I really don't know. As I think about cases like this, I wonder how sharp the distinction between Joe and James, on the one hand, and Fred, on the other, really is. Maybe all we have is a vague distinction that Joe and James' errors do not constitute them as morally corrupt, while Fred's error does constitute him as morally corrupt (even if he is not culpable for this moral corruption). But that distinction doesn't cut quite the line we want. Take my mathematical case and change p into a moral proposition. Suppose Joe has the inculpable false belief that theft is right and intends that Sally die if and only if theft is wrong. Then Joe's root error does constitute him as morally corrupt, but he's still not like Fred. Nonetheless, even though the distinction between beliefs that make one morally corrupt and those that don't may not cut the exact line we want, maybe that's the only non-gerrymandered line to be cut here? I really want to say that Joe and James both did something that we wish they hadn't done, while Fred did something wrong, even though all three were non-culpable. But I don't know if I can support this distinction.
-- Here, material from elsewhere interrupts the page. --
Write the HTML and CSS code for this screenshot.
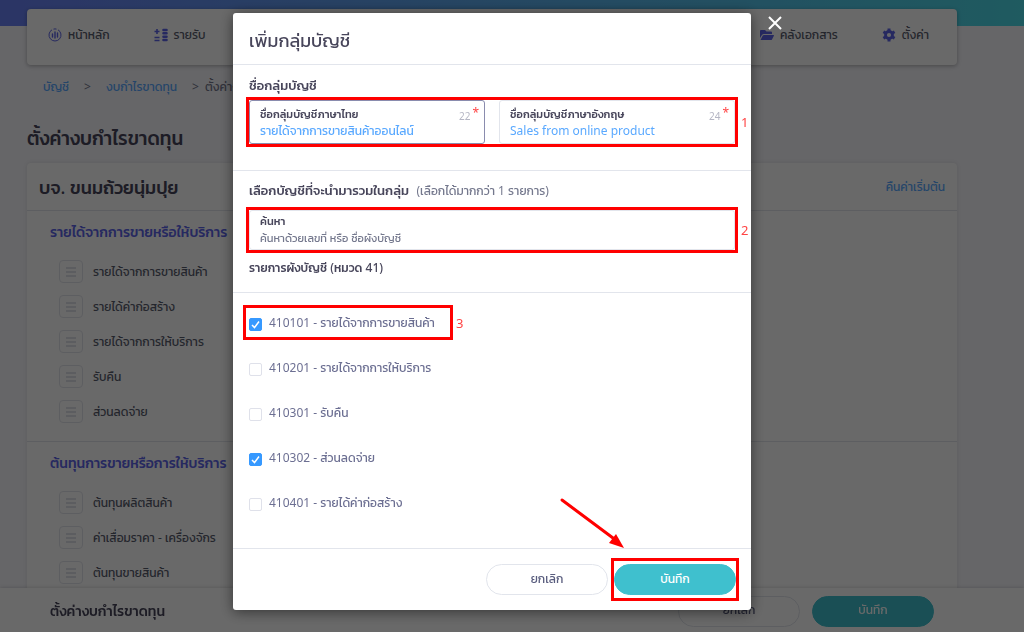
FILE: index.html
```html
<!DOCTYPE html>
<html lang="th">
<head>
    <meta charset="UTF-8">
    <meta name="viewport" content="width=device-width, initial-scale=1.0">
    <title>ตั้งค่างบกำไรขาดทุน</title>
    <link rel="stylesheet" href="styles.css">
</head>
<body>
    <svg class="sprite">
        <symbol id="bars" viewBox="0 0 12 12">
            <path d="M1 2h10M1 6h10M1 10h10" fill="none" stroke="currentColor" stroke-width="1.4"/>
        </symbol>
    </svg>

    <div class="topbar"></div>
    <div class="page">
        <nav class="menu">
            <div class="menu-group">
                <a href="#" class="menu-item">
                    <svg class="icon" viewBox="0 0 14 14" fill="none" stroke="currentColor">
                        <path d="M4 1.8A6 6 0 1 0 10 1.8" stroke-width="1"/>
                        <path d="M5.5 1.1A6 6 0 0 1 8.5 1.1" stroke-width="1"/>
                        <path d="M4.5 6v3M7 4v6M9.5 5v4" stroke-width="1.4" stroke-linecap="round"/>
                    </svg>
                    หน้าหลัก
                </a>
                <a href="#" class="menu-item">
                    <svg class="icon" viewBox="0 0 14 14" fill="none" stroke="currentColor">
                        <path d="M3 1v5M.5 3.5h5M.5 9.5h5M.5 12.5h5" stroke-width="1.6"/>
                        <path d="M9.5 2h3M9.5 5.3h3M9.5 8.7h3M9.5 12h3" stroke-width="2.6" stroke-linecap="round"/>
                    </svg>
                    รายรับ
                </a>
            </div>
            <div class="menu-group">
                <a href="#" class="menu-item">
                    <svg class="icon" viewBox="0 0 14 14" fill="currentColor">
                        <path d="M0 10V3q0-1 1-1h4l1.5 1.5H11q1 0 1 1V6H4Q2.5 6 2 7zM.5 12l2.3-4.4Q3.2 7 4 7h9.5q.7 0 .4.7L12 11.5q-.3.5-1 .5z"/>
                    </svg>
                    คลังเอกสาร
                </a>
                <a href="#" class="menu-item">
                    <svg class="icon" viewBox="0 0 14 14">
                        <circle cx="7" cy="7" r="3.5" fill="none" stroke="currentColor" stroke-width="2.8"/>
                        <path d="M7 .5V3M7 11v2.5M1.4 3.7l2.2 1.3M10.4 9l2.2 1.3M1.4 10.3l2.2-1.3M10.4 5l2.2-1.3" stroke="currentColor" stroke-width="3"/>
                    </svg>
                    ตั้งค่า
                </a>
            </div>
        </nav>

        <div class="breadcrumb">
            <a href="#">บัญชี</a>
            <span>&gt;</span>
            <a href="#">งบกำไรขาดทุน</a>
            <span>&gt;&nbsp; ตั้งค่างบกำไรขาดทุน</span>
        </div>

        <h1>ตั้งค่างบกำไรขาดทุน</h1>

        <div class="card">
            <div class="card-header">
                <h2>บจ. ขนมถ้วยนุ่มปุย</h2>
                <a href="#">คืนค่าเริ่มต้น</a>
            </div>
            <div class="group">
                <h3>รายได้จากการขายหรือให้บริการ</h3>
                <ul>
                    <li><span class="handle"><svg><use href="#bars"/></svg></span>รายได้จากการขายสินค้า</li>
                    <li><span class="handle"><svg><use href="#bars"/></svg></span>รายได้ค่าก่อสร้าง</li>
                    <li><span class="handle"><svg><use href="#bars"/></svg></span>รายได้จากการให้บริการ</li>
                    <li><span class="handle"><svg><use href="#bars"/></svg></span>รับคืน</li>
                    <li><span class="handle"><svg><use href="#bars"/></svg></span>ส่วนลดจ่าย</li>
                </ul>
            </div>
            <div class="group">
                <h3>ต้นทุนการขายหรือการให้บริการ</h3>
                <ul>
                    <li><span class="handle"><svg><use href="#bars"/></svg></span>ต้นทุนผลิตสินค้า</li>
                    <li><span class="handle"><svg><use href="#bars"/></svg></span>ค่าเสื่อมราคา - เครื่องจักร</li>
                    <li><span class="handle"><svg><use href="#bars"/></svg></span>ต้นทุนขายสินค้า</li>
                </ul>
            </div>
        </div>
    </div>

    <div class="action-bar">
        <strong>ตั้งค่างบกำไรขาดทุน</strong>
        <button type="button" class="btn">ยกเลิก</button>
        <button type="button" class="btn btn-save">บันทึก</button>
    </div>

    <div class="overlay">
        <form class="modal">
            <button type="button" class="close" aria-label="ปิด">
                <svg viewBox="0 0 14 14"><path d="M1 1l12 12M13 1L1 13" stroke="#fff" stroke-width="2"/></svg>
            </button>

            <div class="modal-title">เพิ่มกลุ่มบัญชี</div>

            <div class="section names">
                <h4>ชื่อกลุ่มบัญชี</h4>
                <div class="fields">
                    <div class="field focused">
                        <label for="name-th">ชื่อกลุ่มบัญชีภาษาไทย</label>
                        <input type="text" id="name-th" value="รายได้จากการขายสินค้าออนไลน์">
                        <span class="count">22<b>*</b></span>
                    </div>
                    <div class="field">
                        <label for="name-en">ชื่อกลุ่มบัญชีภาษาอังกฤษ</label>
                        <input type="text" id="name-en" value="Sales from online product">
                        <span class="count">24<b>*</b></span>
                    </div>
                    <div class="mark"><span>1</span></div>
                </div>
            </div>

            <div class="section search">
                <h4>เลือกบัญชีที่จะนำมารวมในกลุ่ม <small>(เลือกได้มากกว่า 1 รายการ)</small></h4>
                <div class="fields">
                    <div class="field">
                        <label for="search">ค้นหา</label>
                        <input type="text" id="search" placeholder="ค้นหาด้วยเลขที่ หรือ ชื่อผังบัญชี">
                    </div>
                    <div class="mark"><span>2</span></div>
                </div>
                <h5>รายการผังบัญชี (หมวด 41)</h5>
            </div>

            <div class="section accounts">
                <label class="account">
                    <input type="checkbox" checked>410101 - รายได้จากการขายสินค้า
                    <span class="mark"><span>3</span></span>
                </label>
                <label class="account"><input type="checkbox">410201 - รายได้จากการให้บริการ</label>
                <label class="account"><input type="checkbox">410301 - รับคืน</label>
                <label class="account"><input type="checkbox" checked>410302 - ส่วนลดจ่าย</label>
                <label class="account"><input type="checkbox">410401 - รายได้ค่าก่อสร้าง</label>
            </div>

            <div class="modal-footer">
                <button type="button" class="btn">ยกเลิก</button>
                <div class="save">
                    <button type="submit" class="btn btn-save">บันทึก</button>
                    <div class="mark"></div>
                    <svg class="arrow" viewBox="0 0 66 52">
                        <path d="M3 3L54 41" stroke="#f00" stroke-width="3" stroke-linecap="round"/>
                        <path d="M65 51L50 46L57 37z" fill="#f00"/>
                    </svg>
                </div>
            </div>
        </form>
    </div>
</body>
</html>
```

FILE: styles.css
```css
* {
    box-sizing: border-box;
}
body {
    margin: 0;
    height: 100vh;
    overflow: hidden;
    background-color: #f7f7fc;
    color: #48465b;
    font-family: "Noto Sans", Kanit, Prompt, sans-serif;
    font-size: 12px;
    line-height: 20px;
}
h1, h2, h3, h4, h5 {
    margin: 0;
    font-weight: 500;
}
ul {
    margin: 0;
    padding: 0;
}
a {
    color: #5aa9ff;
    text-decoration: none;
}
button, input {
    font-family: inherit;
}
.sprite {
    display: none;
}
.topbar {
    height: 26px;
    background: linear-gradient(to right, #6a80f5, #4cdce8);
}
.page {
    margin: -17px 67px 0 27px;
}

/* menu */
.menu {
    display: flex;
    justify-content: space-between;
    height: 56px;
    padding: 16px 28px 0 21px;
    background-color: #fff;
    border-radius: 4px;
    box-shadow: 0 1px 4px rgba(0, 0, 0, 0.3);
}
.menu-group {
    display: flex;
    gap: 44px;
}
.menu-item {
    display: flex;
    align-items: center;
    gap: 6px;
    height: 20px;
    color: #595d6e;
}
.icon {
    width: 14px;
    height: 14px;
    color: #5d65e8;
}
.breadcrumb {
    display: flex;
    gap: 15px;
    padding: 12px 16px;
}
.breadcrumb span {
    color: #74788d;
}
h1 {
    margin: 14px 0 10px;
    font-size: 19px;
    line-height: 30px;
}

/* statement card */
.card {
    background-color: #fff;
    border-radius: 4px;
    box-shadow: 0 0 4px rgba(0, 0, 0, 0.1);
}
.card-header {
    display: flex;
    justify-content: space-between;
    align-items: center;
    height: 48px;
    padding: 0 12px;
    border-bottom: 1px solid #e2e5ec;
}
.card-header h2 {
    font-size: 18px;
}
.group {
    padding: 11px 23px 12px;
    border-bottom: 1px solid #e2e5ec;
}
.group h3 {
    margin-bottom: 12px;
    color: #5d65e8;
    font-size: 14px;
}
.group li {
    display: flex;
    align-items: center;
    gap: 10px;
    height: 35px;
    padding-left: 9px;
    color: #595d6e;
}
.handle {
    display: flex;
    align-items: center;
    justify-content: center;
    width: 24px;
    height: 23px;
    border: 1px solid #e2e5ec;
    border-radius: 4px;
    color: #d5d7e2;
}
.handle svg {
    width: 12px;
    height: 12px;
}
.action-bar {
    position: fixed;
    left: 0;
    right: 0;
    bottom: 0;
    display: flex;
    align-items: center;
    gap: 12px;
    height: 44px;
    padding: 2px 90px 0 50px;
    background-color: #fff;
    box-shadow: 0 0 4px rgba(0, 0, 0, 0.2);
}
.action-bar strong {
    flex: 1;
    font-size: 14px;
    font-weight: 500;
}
.btn {
    width: 122px;
    height: 31px;
    padding-bottom: 3px;
    border: 1px solid #e2e5ec;
    border-radius: 16px;
    background-color: #fff;
    color: #595d7e;
    font-size: 12px;
}
.btn-save {
    border-color: #3fc0ce;
    background-color: #3fc0ce;
    color: #fff;
}

/* modal */
.overlay {
    position: fixed;
    top: 0;
    right: 0;
    bottom: 0;
    left: 0;
    padding: 13px 40px 0 0;
    background-color: rgba(0, 0, 0, 0.59);
}
.modal {
    position: relative;
    max-width: 518px;
    margin: 0 auto;
    background-color: #fff;
    border-radius: 3px;
    box-shadow: 0 2px 14px rgba(0, 0, 0, 0.5);
}
.close {
    position: absolute;
    top: 3px;
    right: -31px;
    width: 14px;
    height: 14px;
    padding: 0;
    border: 0;
    background: none;
}
.close svg {
    display: block;
}
.modal-title {
    height: 52px;
    padding: 0 16px;
    border-bottom: 1px solid #e2e5ec;
    font-size: 18px;
    line-height: 54px;
}
.section {
    padding: 0 16px;
    border-bottom: 1px solid #e2e5ec;
}
.section h4 {
    font-size: 13px;
}
.section small {
    margin-left: 4px;
    color: #74788d;
    font-size: 12px;
    font-weight: 400;
}
.section h5 {
    margin-top: 8px;
    font-size: 12px;
}
.names {
    padding-top: 10px;
    padding-bottom: 26px;
}
.search {
    padding-top: 9px;
    padding-bottom: 14px;
}
.fields {
    position: relative;
    display: flex;
    gap: 14px;
    margin-top: 5px;
}
.search .fields {
    margin-top: 9px;
}
.field {
    position: relative;
    flex: 1;
    height: 44px;
    padding: 4px 10px 0;
    border: 1px solid #e2e5ec;
    border-radius: 3px;
}
.search .field {
    height: 40px;
    padding-top: 1px;
}
.field.focused {
    border-color: #8a8cae;
}
.field label {
    display: block;
    font-size: 11px;
    font-weight: 500;
    line-height: 17px;
}
.field input {
    display: block;
    width: 100%;
    height: 17px;
    padding: 0;
    border: 0;
    outline: 0;
    background: none;
    color: #5aa9ff;
    font-size: 12px;
}
.field input::placeholder {
    color: #74788d;
    font-size: 11px;
}
.count {
    position: absolute;
    top: 2px;
    right: 5px;
    color: #b5b6c4;
    font-size: 10px;
}
.count b {
    margin-left: 2px;
    color: #f44;
    font-size: 12px;
    font-weight: 400;
    vertical-align: 3px;
}
.accounts {
    padding-top: 7px;
    padding-bottom: 23px;
}
.account {
    position: relative;
    display: flex;
    align-items: center;
    width: fit-content;
    height: 45px;
    color: #6c6f92;
    font-size: 12px;
}
.account input {
    appearance: none;
    width: 13px;
    height: 13px;
    margin: 3px 7px 0 0;
    border: 1px solid #dfe1ea;
    border-radius: 2px;
}
.account input:checked {
    border-color: #3699ff;
    background: #3699ff url('data:image/svg+xml,<svg xmlns="http://www.w3.org/2000/svg" viewBox="0 0 12 12"><path d="M2.5 6.5L5 9l4.5-6" fill="none" stroke="white" stroke-width="1.5"/></svg>') center / 12px;
}
.modal-footer {
    display: flex;
    justify-content: flex-end;
    gap: 6px;
    padding: 15px;
}
.save {
    position: relative;
    display: flex;
}

/* step marks drawn over the form */
.mark {
    position: absolute;
    top: -3px;
    right: -3px;
    bottom: -3px;
    left: -3px;
    border: 3px solid #f00;
    pointer-events: none;
}
.mark span {
    position: absolute;
    top: 50%;
    left: 100%;
    margin: -10px 0 0 6px;
    color: #f44;
    font-size: 13px;
}
.account .mark {
    top: 5px;
    right: -18px;
    bottom: 5px;
    left: -6px;
}
.save .mark {
    top: -6px;
    bottom: -6px;
}
.arrow {
    position: absolute;
    right: 111px;
    bottom: 46px;
    width: 66px;
    height: 52px;
}
```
Walter Van den Acker said...

Dr Pruss

"I really want to say that Joe and James both did something that we wish they hadn't done, while Fred did something wrong, even though all three were non-culpable. But I don't know if I can support this distinction."

Why do you want to say this? Maybe that's just the way things are. People do some things we wish they do and some thing we wish they don't. Do we really need to make another distinction?

Dagmara Lizlovs said...

Now let's add moral relativism into the mix.

Walter Van den Acker said...


It's not really about moral relativism, it's more about moral subjectivism. It may very well be true that Fred did something (morally) wrong while Joe and James merely did something we wish they hadn't, but if this distinction really exists (e.g. because there is such a thing as objective morality) it isn't dependent on what we want or don't want to say, because that is subjective.